Crude Oil prices peaked during the summer of 2008 as it hit $145 in July 2008. Prices began to fall immediately after President Bush lifted the executive ban on offshore oil drilling on July 14th. By the end of December 2008, crude oil spot price fell to $30.28 a barrel. Its interesting that just the threat of new drilling drove down costs.
During the past two years prices has slowly risen to the middle $80s per barrel, but with the beginning of the protests in Egypt the cost began to rise more sharply and this week, with the increased violence in Libya which produces 2% of the world’s oil supply (and has the most significant reserves in Africa) prices spiked from $86.15 four days ago to over $100:
Oil prices continued to rally Thursday, pushing stocks lower in Europe and Asia amid fears that the unrest in Libya could spread to other major Middle East producers.
The benchmark light, sweet crude futures contract touched the key $100 a barrel level in New York on Wednesday for the first time since September 2008. On Thursday, the April contract was at $100.95, up $2.85, in pre-market trading.
Even before the Middle East protests began, Jeffrey Rubin was warning about the increase in oil prices:
Oil prices caused the last recession, and oil prices will cause the next one as well. Energy inflation is already on the march. In fact, this time around oil prices are rising much earlier and much more rapidly than they did last cycle. Inflation is already running at nearly a five per cent rate in China; as oil prices go on to set new record highs, it’s only a matter of time of before we see those inflation rates in North America and in the rest of the OECD.
If the price spiked over $100/a barrel from Libya just imagine what will happen when the wave of protests reach Saudi Arabia (there are already calls on Facebook for protests against the Saudi Government the third week of March). Should that occur the $145/barrel price of 2007 will be a very fond memory.
The oil spike in 2007/8 took down what was then a strong US economy. Should a similar or worse spike happen now, while the economy is barely keeping its head above water the United States may face and economic disaster worse than what was caused by the crash of the housing bubble.
All this is happening while the United States sits on a major oil reserve. A 2009 study by the non partisan Congressional Research Service (CRS) sheds light on America’s energy resources. It shows show the U.S. supply of recoverable oil to be 167 billion barrels of oil, the equivalent of replacing America’s current imports from OPEC countries for more than 75 years.
Sadly, the progressives in Congress and the White House, refuse to open up our reserves to drilling–in fact we have gone backwards. One of the Obama administration’s first moves was to cancel contracts to exploit our shale oil reserves:
Interior Secretary Ken Salazar has canceled leases for energy exploration on 77 parcels of federal land in Utah, confirming that this White House is indeed a Small Oil administration.
The previous administration, which was not beholden to environmental special interests and seemed to understand the importance of energy, had released 130,000 acres of largely uninhabited — and uninhabitable — land for oil and gas exploration.

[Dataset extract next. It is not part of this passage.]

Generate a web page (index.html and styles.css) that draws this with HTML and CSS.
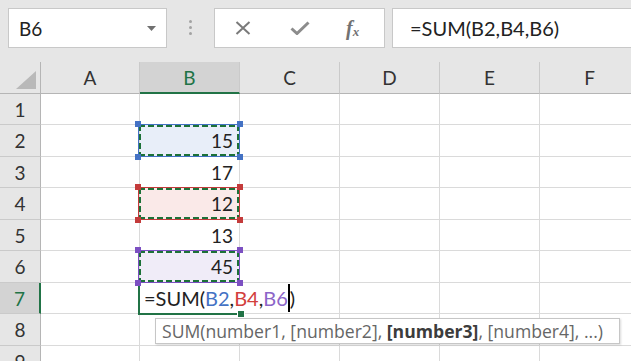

Some of the parcels are in or near the Green River Formation, an oil-rich region in Colorado, Utah and Wyoming that has the largest known oil shale deposits in the world, holding from 1.5 trillion to 1.8 trillion barrels of crude.
The over-reaction to the BP oil spill, a hiatus of all offshore drilling, and the follow-up rules changes represents another retreat from exploiting our own natural resources.
As the United States continues to struggle through a weak, jobless recovery we are approaching the next economic crisis caused by higher oil prices, a crises whose start date has been moved forward due to the unrest in many of the Arab Middle East countries.
Sadly, even if we survive the coming economic collapse, we are doomed to confront collapses over and over, until we begin to search for and exploit our own energy reserves.